La castidad, es decir el dominio de la sexualidad por la recta razón para ponerla al servicio del amor, es necesaria para vivir el celibato, pero éste es algo más. El celibato es la expresión de una especial sensibilidad a un determinado y profundo valor vital, que merece una disposición y entrega total y cuya realización puede dar sentido a una vida, justificando la renuncia a la actuación de otros valores. Por ello a veces se encuentran razones para vivir el celibato en un plano simplemente humano, como cuando alguien se entrega plenamente a una tarea, como puede ser la investigación científica o la dedicación artística, que considera de tal importancia, urgencia e inmediatez, que la lleva a cabo aunque su realización concreta lleve consigo la exigencia del celibato.
El celibato cristiano tiende a realizar el valor religioso, constituyendo la experiencia de Dios y de su gracia la verdadera fuerza del célibe. No es un fin en sí mismo, sino lo que da sentido a este tipo de vida es el amor a Jesús. Es un celibato «por amor del reino de los cielos» (Mt 19,12), «por amor de mí y del evangelio» (Mc 10,29). El valor hacia el que tiende este celibato es la persona concreta de Cristo y el proyecto de su vida: el reino de Dios. El celibato tiene que ilustrar en este mundo que Cristo es «el camino, la verdad y la vida» (Jn 14,6) y la satisfacción más profunda de todo hombre. En la relación personal «sólo con Cristo» la capacidad de amar se ve de tal modo satisfecha que no es preciso convivir matrimonialmente con otra persona, porque precisamente quien valora el matrimonio, pero renuncia a él por Cristo es el que de verdad puede lograr la entrega total a Cristo, mientras la mediocridad en un campo suele llevar la mediocridad en el otro, y por ello los tiempos de crisis del celibato coinciden siempre con los tiempos de crisis del matrimonio.
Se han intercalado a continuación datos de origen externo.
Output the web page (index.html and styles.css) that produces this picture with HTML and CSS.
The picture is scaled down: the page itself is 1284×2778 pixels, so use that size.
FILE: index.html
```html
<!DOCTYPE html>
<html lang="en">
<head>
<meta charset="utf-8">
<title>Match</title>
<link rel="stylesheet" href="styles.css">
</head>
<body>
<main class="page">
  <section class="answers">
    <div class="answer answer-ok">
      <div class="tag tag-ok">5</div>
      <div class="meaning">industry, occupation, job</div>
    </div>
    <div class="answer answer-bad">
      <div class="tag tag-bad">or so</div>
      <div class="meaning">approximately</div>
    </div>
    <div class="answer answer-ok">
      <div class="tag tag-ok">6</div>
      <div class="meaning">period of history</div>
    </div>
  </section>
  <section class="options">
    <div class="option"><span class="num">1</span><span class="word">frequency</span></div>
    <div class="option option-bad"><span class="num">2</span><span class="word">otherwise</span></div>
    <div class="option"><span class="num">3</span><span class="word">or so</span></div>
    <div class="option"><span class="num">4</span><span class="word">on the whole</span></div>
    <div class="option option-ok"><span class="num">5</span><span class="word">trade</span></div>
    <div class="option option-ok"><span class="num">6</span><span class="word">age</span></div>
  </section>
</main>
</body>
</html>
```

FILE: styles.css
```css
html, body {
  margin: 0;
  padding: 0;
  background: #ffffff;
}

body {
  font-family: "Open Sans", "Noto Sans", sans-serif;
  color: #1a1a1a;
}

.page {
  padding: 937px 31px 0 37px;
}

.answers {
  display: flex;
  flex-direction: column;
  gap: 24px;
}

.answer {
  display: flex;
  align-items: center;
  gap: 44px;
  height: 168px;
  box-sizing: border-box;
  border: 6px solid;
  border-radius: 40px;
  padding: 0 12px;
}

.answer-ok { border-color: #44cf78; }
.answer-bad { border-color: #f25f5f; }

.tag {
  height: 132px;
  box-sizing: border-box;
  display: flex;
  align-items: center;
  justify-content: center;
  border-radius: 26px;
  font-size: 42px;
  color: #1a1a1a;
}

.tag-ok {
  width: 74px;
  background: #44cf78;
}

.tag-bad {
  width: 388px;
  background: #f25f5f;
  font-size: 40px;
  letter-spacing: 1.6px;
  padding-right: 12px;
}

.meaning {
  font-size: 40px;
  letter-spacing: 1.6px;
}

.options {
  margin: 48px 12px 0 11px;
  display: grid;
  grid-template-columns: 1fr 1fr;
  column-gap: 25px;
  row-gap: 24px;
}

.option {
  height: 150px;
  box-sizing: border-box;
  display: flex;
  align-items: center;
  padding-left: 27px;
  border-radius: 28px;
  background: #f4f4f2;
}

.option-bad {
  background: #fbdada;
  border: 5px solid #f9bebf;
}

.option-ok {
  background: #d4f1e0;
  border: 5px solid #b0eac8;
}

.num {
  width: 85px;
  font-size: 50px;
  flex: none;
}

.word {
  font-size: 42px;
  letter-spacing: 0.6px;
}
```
Hay que poder decir a Cristo con total sinceridad: «Aquí estoy, Señor. Hágase en mí según tu voluntad y dispón de mí totalmente». La persona consagrada ha encontrado en Cristo el tesoro escondido y la perla preciosa (Mt 13,44-46), por cuya obtención vale la pena orientar todas nuestras energías.
El celibato asumido en profundidad es un espléndido testimonio de amor, vida y libertad y no una fuga del mundo, sino un escoger el valor religioso como valor fundamental, para ser en la Iglesia y en el mundo un signo de la sensibilidad que la Iglesia debe tener hacia este valor. El célibe por el reino es en el seno de la Iglesia un «sacramentum salutis mundi», un signo que invita a todos a abrirse hacia la religiosidad.
No es, por tanto, la renuncia a sí mismo ni mucho menos el rechazo al sacramento del matrimonio el motivo central del celibato religioso, sino el amor; pero para ello no basta un amor cualquiera, sino el amor que dentro de los límites humanos ha logrado la madurez, porque es fiel, total, estable, definitivo, irrevocable, es decir el amor que no se busca a sí mismo, sino que lo que pretende es «agradar a Dios» (1 Cor 7,32), saliendo fuera de sí para darse a los demás. Quien cumple con su compromiso de celibato es persona que sabe ser fiel a su palabra, lo que ciertamente es señal de honradez y personalidad. El celibato auténtico será exactamente lo contrario del egocentrismo celibatario, pues incluso la soledad que presupone se convierte en el lugar privilegiado para la cita amorosa con Dios. El amor célibe es una forma de permitir la presencia de Dios en nosotros (cf. Jn 14,23) y de vivir el «veníos conmigo»(Mc 1,17). Este amor nace y crece en la pobreza evangélica, en la compasión, en el hambre y sed de justicia, en la rectitud de intenciones, en la búsqueda de la paz y en el servicio a Dios y a los demás y su vivencia no puede prescindir de su referencia a la eucaristía, a la cruz y a la resurrección, acontecimientos pascuales en los que el celibato se descubre como estado de donación, fecundidad y esperanza. «El candidato al ministerio ordenado debe alcanzar la madurez afectiva. Tal madurez lo capacitará para situarse en una relación correcta con hombres y mujeres, desarrollando en él un verdadero sentido de la paternidad espiritual en relación a la comunidad eclesial que le será confiada»(Congregación para la Educación Católica, Instrucción del 4-XI-2005, nº 1). Si el Reino de Dios es preferencia por los desfavorecidos, una opción así no puede mantenerse sin una madurez afectiva y psicológica que suponga un sentido agudo de la dignidad de las personas y una gran capacidad de autodonación y de amar al estilo de Jesús, lo que sólo es posible si dejamos que el Espíritu Santo actúe en nosotros y a través nuestro.